- _Aim_: In the entries that follow, how many lines contain the word "this"? Answer with the number only.

• • •

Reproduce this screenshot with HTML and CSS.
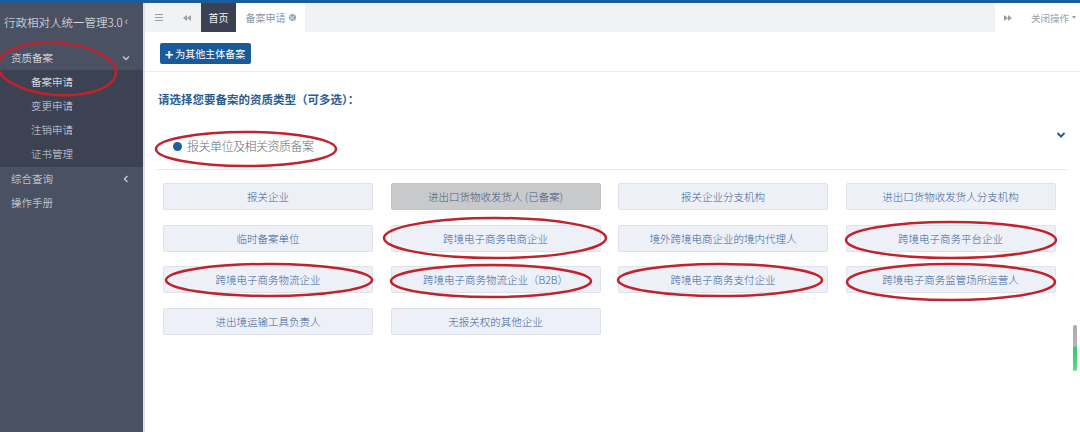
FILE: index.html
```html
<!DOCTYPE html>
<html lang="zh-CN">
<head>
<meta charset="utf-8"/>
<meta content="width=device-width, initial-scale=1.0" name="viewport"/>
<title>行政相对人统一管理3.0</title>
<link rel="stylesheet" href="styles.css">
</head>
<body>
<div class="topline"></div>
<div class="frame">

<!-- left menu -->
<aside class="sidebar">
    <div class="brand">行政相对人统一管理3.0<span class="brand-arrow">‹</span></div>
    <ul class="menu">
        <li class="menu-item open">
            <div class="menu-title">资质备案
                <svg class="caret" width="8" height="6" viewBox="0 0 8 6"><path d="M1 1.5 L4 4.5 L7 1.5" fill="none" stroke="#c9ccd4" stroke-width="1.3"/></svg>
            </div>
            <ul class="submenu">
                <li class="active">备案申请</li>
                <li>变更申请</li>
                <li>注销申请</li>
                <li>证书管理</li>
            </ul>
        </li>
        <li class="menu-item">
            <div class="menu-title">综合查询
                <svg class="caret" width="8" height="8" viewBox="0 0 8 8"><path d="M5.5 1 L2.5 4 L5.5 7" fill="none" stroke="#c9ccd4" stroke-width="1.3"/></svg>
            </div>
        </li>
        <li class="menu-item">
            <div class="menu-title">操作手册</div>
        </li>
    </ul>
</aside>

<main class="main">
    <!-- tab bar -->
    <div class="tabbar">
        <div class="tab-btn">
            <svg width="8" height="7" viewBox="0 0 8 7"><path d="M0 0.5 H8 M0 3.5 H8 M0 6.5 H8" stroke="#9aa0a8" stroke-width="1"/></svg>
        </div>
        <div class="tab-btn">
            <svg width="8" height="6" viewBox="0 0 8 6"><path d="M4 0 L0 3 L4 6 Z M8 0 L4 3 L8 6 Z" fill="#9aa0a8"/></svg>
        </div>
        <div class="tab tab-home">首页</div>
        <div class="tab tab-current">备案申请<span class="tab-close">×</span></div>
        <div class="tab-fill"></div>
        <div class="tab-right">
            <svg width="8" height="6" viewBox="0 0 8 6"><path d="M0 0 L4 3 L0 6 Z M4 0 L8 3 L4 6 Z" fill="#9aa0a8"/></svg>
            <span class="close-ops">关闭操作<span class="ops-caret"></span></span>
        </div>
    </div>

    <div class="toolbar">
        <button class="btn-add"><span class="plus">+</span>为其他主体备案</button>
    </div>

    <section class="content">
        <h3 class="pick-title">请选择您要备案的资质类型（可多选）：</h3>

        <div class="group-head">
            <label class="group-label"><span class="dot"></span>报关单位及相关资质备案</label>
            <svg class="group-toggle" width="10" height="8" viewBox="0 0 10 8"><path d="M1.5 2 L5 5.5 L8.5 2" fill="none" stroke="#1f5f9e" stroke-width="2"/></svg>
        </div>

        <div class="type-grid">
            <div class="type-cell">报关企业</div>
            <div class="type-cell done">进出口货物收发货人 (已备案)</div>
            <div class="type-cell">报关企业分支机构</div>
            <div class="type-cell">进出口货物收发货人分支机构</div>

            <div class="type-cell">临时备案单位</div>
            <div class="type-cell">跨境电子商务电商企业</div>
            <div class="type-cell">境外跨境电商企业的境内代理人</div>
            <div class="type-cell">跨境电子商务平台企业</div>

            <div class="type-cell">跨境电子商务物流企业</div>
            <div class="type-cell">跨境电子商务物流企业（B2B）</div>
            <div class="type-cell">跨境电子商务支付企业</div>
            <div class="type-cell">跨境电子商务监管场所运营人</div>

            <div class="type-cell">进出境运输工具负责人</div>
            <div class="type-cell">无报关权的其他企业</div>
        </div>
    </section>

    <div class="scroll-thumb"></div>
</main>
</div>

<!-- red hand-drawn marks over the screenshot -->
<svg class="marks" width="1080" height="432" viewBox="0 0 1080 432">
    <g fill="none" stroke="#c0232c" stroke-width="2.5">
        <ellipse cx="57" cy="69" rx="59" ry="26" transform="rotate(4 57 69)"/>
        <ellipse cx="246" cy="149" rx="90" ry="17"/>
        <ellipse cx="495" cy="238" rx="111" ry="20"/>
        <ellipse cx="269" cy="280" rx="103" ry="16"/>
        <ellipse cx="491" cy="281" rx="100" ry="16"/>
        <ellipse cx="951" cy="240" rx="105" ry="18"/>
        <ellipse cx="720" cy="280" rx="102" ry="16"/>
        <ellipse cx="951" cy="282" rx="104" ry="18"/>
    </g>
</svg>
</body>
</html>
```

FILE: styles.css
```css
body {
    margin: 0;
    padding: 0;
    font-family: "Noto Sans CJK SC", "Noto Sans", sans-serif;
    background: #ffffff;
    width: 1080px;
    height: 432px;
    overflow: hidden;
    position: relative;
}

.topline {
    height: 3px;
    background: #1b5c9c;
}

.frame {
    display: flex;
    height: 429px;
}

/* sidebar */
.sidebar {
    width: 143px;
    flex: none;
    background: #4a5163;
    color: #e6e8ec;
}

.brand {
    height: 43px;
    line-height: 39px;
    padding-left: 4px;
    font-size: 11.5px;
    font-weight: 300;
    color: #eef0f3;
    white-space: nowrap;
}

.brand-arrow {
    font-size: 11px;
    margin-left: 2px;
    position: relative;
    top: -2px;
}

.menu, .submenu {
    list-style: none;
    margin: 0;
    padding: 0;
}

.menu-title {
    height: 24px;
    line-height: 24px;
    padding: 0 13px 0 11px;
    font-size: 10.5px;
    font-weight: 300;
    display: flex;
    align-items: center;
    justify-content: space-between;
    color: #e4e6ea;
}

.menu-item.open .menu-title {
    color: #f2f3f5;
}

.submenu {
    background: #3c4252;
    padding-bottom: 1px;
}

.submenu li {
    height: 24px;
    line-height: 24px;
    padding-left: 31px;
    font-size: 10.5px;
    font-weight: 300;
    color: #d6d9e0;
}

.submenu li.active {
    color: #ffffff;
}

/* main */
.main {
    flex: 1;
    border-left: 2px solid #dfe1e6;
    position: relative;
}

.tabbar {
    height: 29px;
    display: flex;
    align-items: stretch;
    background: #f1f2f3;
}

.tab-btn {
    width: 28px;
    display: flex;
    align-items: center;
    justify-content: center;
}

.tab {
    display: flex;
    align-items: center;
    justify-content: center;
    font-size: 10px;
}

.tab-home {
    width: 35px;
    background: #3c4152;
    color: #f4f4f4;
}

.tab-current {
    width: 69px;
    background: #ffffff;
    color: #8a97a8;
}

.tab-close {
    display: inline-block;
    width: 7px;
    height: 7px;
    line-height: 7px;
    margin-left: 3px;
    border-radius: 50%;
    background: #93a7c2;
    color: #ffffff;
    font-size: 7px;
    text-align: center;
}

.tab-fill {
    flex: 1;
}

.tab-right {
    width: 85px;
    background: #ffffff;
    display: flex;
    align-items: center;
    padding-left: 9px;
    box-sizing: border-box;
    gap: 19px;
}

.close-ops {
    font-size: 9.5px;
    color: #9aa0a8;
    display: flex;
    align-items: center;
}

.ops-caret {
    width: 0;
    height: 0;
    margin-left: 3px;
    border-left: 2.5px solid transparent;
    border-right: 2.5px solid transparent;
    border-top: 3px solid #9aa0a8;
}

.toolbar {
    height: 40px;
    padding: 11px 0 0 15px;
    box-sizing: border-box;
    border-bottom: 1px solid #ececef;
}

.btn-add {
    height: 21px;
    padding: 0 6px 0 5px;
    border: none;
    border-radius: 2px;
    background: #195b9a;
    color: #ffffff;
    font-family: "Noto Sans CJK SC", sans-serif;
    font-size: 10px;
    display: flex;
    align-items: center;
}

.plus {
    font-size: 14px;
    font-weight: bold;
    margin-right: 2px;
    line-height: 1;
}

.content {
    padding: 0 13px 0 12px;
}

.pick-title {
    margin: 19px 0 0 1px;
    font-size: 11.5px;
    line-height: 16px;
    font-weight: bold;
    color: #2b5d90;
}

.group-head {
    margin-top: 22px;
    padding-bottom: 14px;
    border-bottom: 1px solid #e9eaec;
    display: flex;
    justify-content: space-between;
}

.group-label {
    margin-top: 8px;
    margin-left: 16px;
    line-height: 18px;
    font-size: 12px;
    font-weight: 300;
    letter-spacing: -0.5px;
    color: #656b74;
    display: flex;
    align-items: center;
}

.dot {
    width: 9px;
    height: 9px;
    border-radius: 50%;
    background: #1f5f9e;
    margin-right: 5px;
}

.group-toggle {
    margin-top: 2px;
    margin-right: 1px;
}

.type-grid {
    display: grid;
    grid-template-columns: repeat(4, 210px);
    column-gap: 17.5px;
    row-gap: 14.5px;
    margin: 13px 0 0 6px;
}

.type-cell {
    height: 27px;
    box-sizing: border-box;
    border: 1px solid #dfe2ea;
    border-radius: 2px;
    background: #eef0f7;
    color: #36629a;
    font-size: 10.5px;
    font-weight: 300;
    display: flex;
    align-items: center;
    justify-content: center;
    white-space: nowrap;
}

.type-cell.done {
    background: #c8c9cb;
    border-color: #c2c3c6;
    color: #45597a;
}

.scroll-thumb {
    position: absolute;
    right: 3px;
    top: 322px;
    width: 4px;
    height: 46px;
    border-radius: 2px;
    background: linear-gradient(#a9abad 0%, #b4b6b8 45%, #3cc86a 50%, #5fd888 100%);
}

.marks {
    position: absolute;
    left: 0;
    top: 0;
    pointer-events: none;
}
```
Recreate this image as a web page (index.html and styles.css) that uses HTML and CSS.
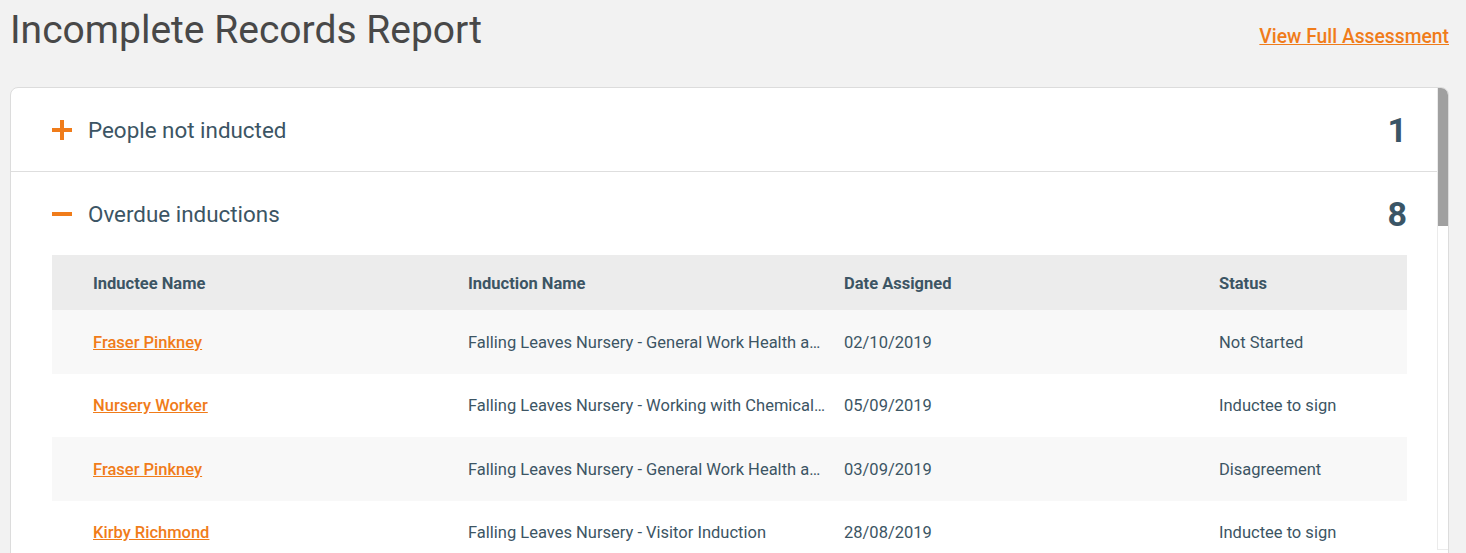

• • •

- _Task result_: 2